What I’m reading: P.G. Wodehouse: A Life in Letters

Wodehouse-life-letters

I’m reading P.G. Wodehouse: A Life in Letters, edited by Sophie Ratcliffe and although I am enjoying it, it’s also a somewhat painful experience. I’m still in the 1920s and Wodehouse’s success is phenomenal. As a person whose picture you see when you look up “unsuccessful author” in the dictionary, it’s a bit hard to read Wodehouse’s letter to his friend Bill Townend (who by Wodehouse standards is also an unsuccessful author): “I then sat down to finish Leave it to Psmith for the Saturday Evening Post. I wrote 40,000 words in three weeks.” And later: “The good old Satevepost have done me proud. Although they never commission anything, they liked the first 60,000 words of my serial so much that they announced it in the papers before I sent in the remainder.
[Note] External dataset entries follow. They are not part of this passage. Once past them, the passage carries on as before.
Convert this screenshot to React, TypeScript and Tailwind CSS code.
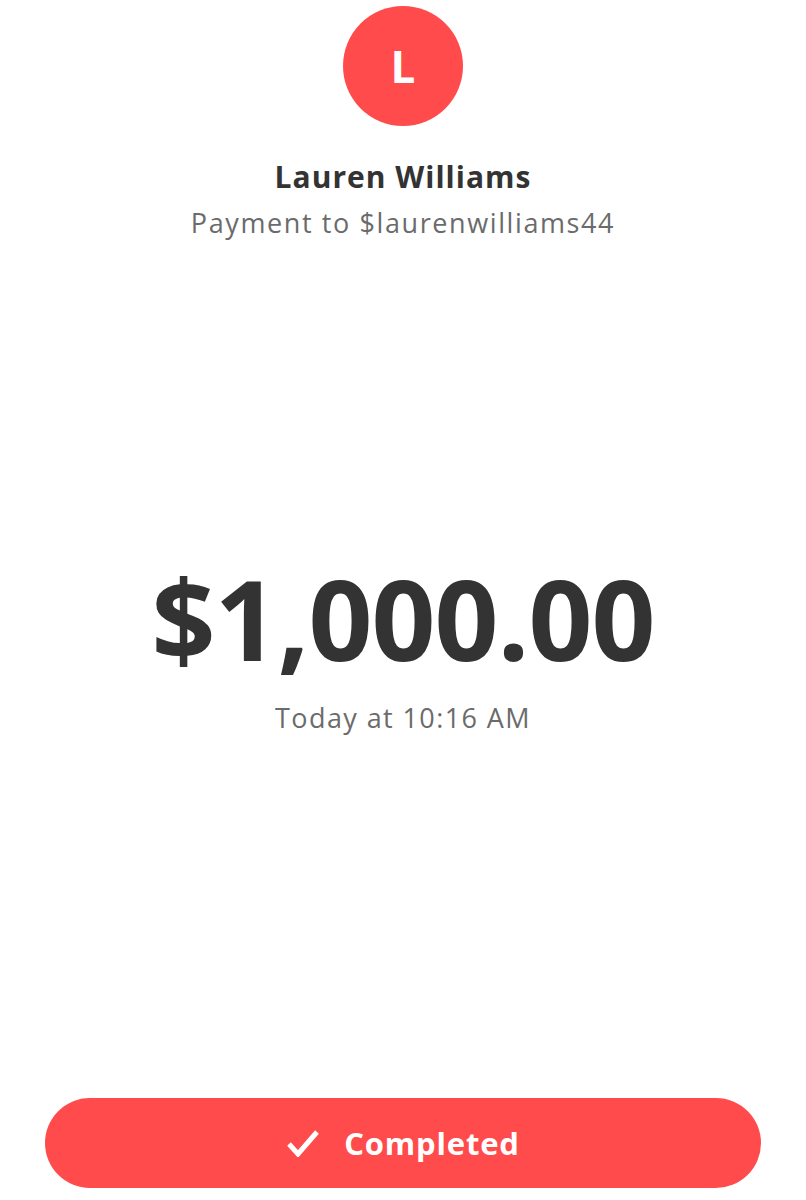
export default function App() {
  return (
    <div className="flex h-[1200px] w-[806px] flex-col items-center bg-white font-['Open_Sans',sans-serif] text-[#333333]">
      {/* avatar */}
      <div className="mt-[6px] flex size-[120px] items-center justify-center rounded-full bg-[#ff4b4b]">
        <span className="text-[44px] font-bold leading-none text-white">L</span>
      </div>

      {/* recipient */}
      <div className="mt-[31px] text-[30px] font-bold leading-[40px] tracking-[1px]">Lauren Williams</div>
      <div className="mt-[8px] text-[27px] leading-[36px] tracking-[1.6px] text-[#6b6b6b]">Payment to $laurenwilliams44</div>

      {/* amount */}
      <div className="mt-[317px] text-[112px] font-bold leading-[120px] tracking-[-1px]">$1,000.00</div>
      <div className="mt-[22px] text-[27px] leading-[36px] tracking-[1.4px] text-[#6b6b6b]">Today at 10:16 AM</div>

      <div className="flex-1" />

      {/* status */}
      <div className="mb-[12px] flex h-[90px] w-[716px] items-center justify-center gap-[24px] rounded-full bg-[#ff4b4b] text-white">
        <svg width="34" height="28" viewBox="0 0 34 28" fill="none">
          <path d="M3 15 L12 25 L31 3" stroke="white" strokeWidth="5" strokeLinejoin="miter" />
        </svg>
        <span className="text-[31px] font-bold leading-none tracking-[0.8px]">Completed</span>
      </div>
    </div>
  );
}
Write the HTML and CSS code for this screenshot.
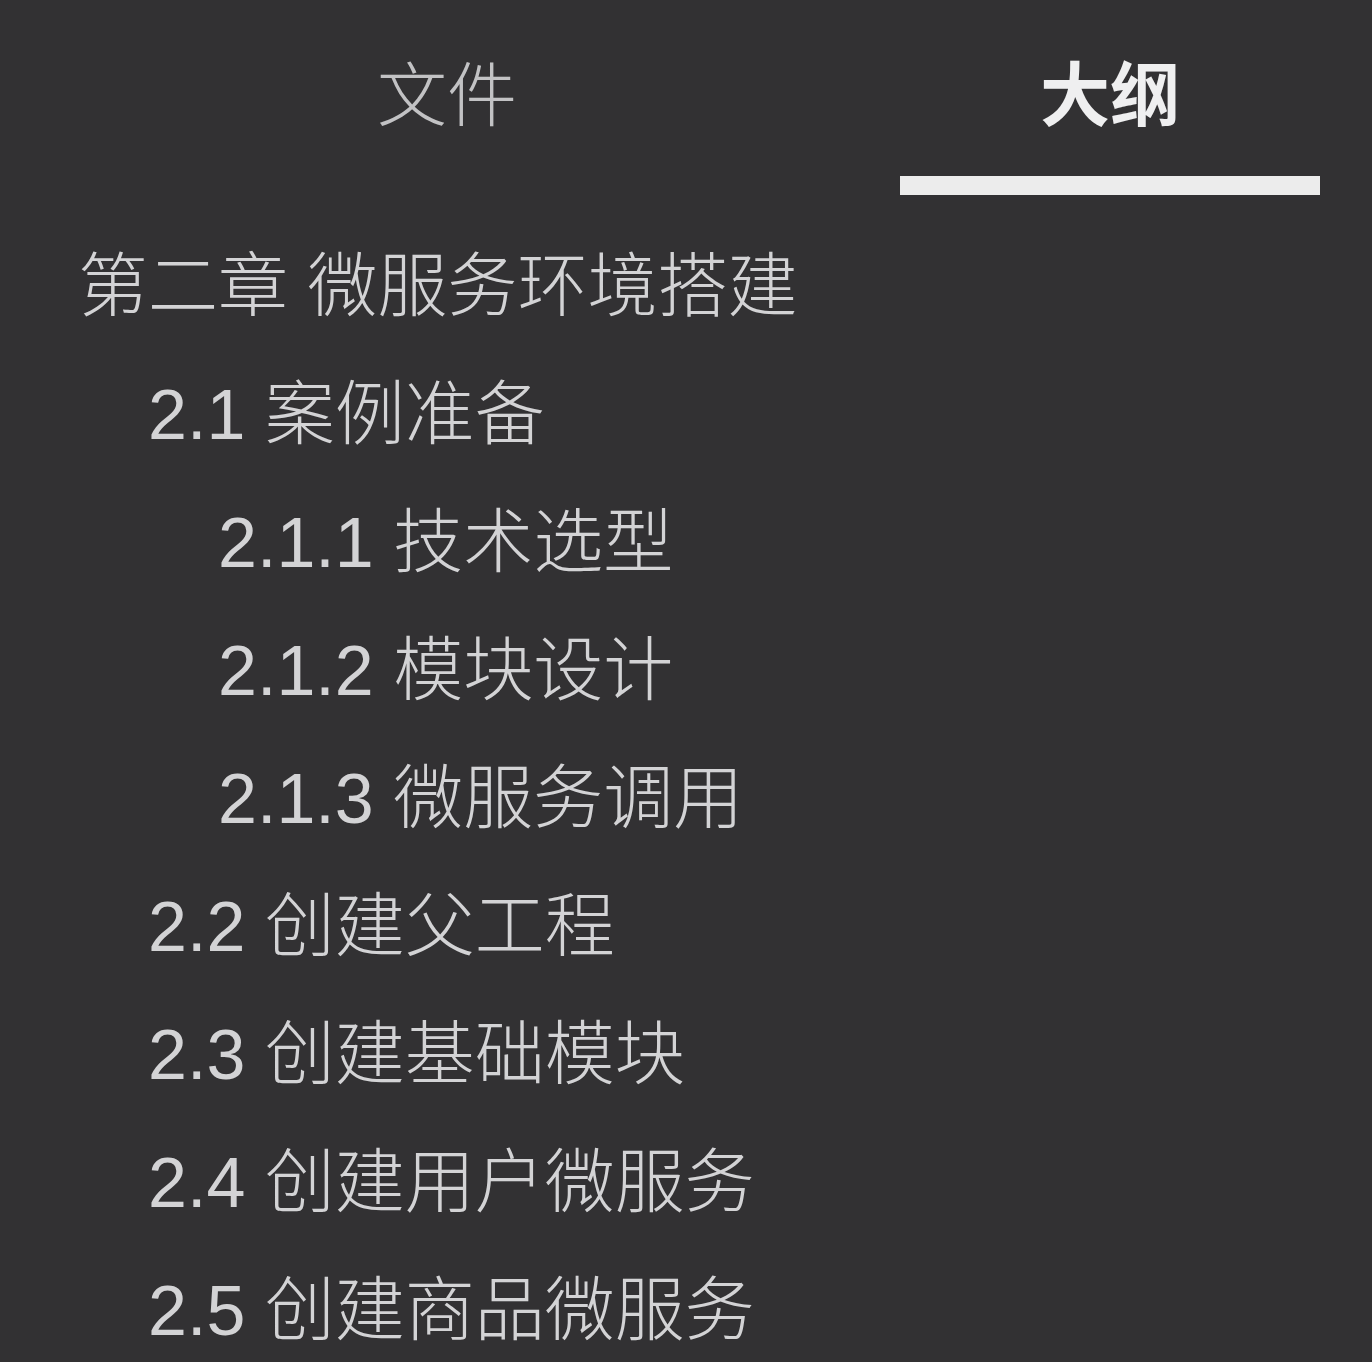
FILE: index.html
```html
<!DOCTYPE html>
<html lang="zh-CN">
<head>
<meta charset="utf-8">
<title>大纲</title>
<link rel="stylesheet" href="styles.css">
</head>
<body>
<div class="sidebar">
  <div class="tabs">
    <div class="tab tab-files"><span class="tab-label">文件</span></div>
    <div class="tab tab-outline active"><span class="tab-label">大纲</span><span class="tab-bar"></span></div>
  </div>
  <ul class="outline">
    <li class="lv1">第二章 微服务环境搭建</li>
    <li class="lv2">2.1 案例准备</li>
    <li class="lv3">2.1.1 技术选型</li>
    <li class="lv3">2.1.2 模块设计</li>
    <li class="lv3">2.1.3 微服务调用</li>
    <li class="lv2">2.2 创建父工程</li>
    <li class="lv2">2.3 创建基础模块</li>
    <li class="lv2">2.4 创建用户微服务</li>
    <li class="lv2">2.5 创建商品微服务</li>
  </ul>
</div>
</body>
</html>
```
FILE: styles.css
```css
html, body {
  margin: 0;
  padding: 0;
  background: #323133;
}
body {
  width: 1372px;
  height: 1362px;
  overflow: hidden;
  font-family: "Liberation Sans", "Noto Sans CJK SC", sans-serif;
}
.sidebar {
  display: flex;
  flex-direction: column;
}
.tabs {
  display: flex;
  padding-left: 237px;
  gap: 243px;
}
.tab {
  width: 420px;
  display: flex;
  flex-direction: column;
  align-items: center;
  padding-top: 55px;
}
.tab-label {
  font-size: 70px;
  line-height: 84px;
  height: 84px;
  color: #c2c2c4;
  font-weight: 300;
}
.tab.active .tab-label {
  color: #efeff0;
  font-weight: 700;
}
.tab-bar {
  display: block;
  margin-top: 37px;
  width: 420px;
  height: 19px;
  background: #ececec;
}
.outline {
  list-style: none;
  margin: 28px 0 0 0;
  padding: 0;
}
.outline li {
  font-size: 70px;
  line-height: 128px;
  height: 128px;
  color: #d3d3d5;
  font-weight: 300;
  white-space: nowrap;
}
.lv1 { padding-left: 78px; }
.lv2 { padding-left: 148px; }
.lv3 { padding-left: 218px; }
```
I mailed them the last part on a Wednesday and got a cheque for $18,0000 (my record) on the following Tuesday!!!”

I think it’s that triple exclamation mark that gets to me and I’m sure it left Townend, a good friend who often depended on Wodehouse’s largesse, in agony. He owed much to Wodehouse, but still it must have left him writhing.

On the other hand, I know what’s coming for Wodehouse. I’ll post a full review when I’m done, but it is a large book.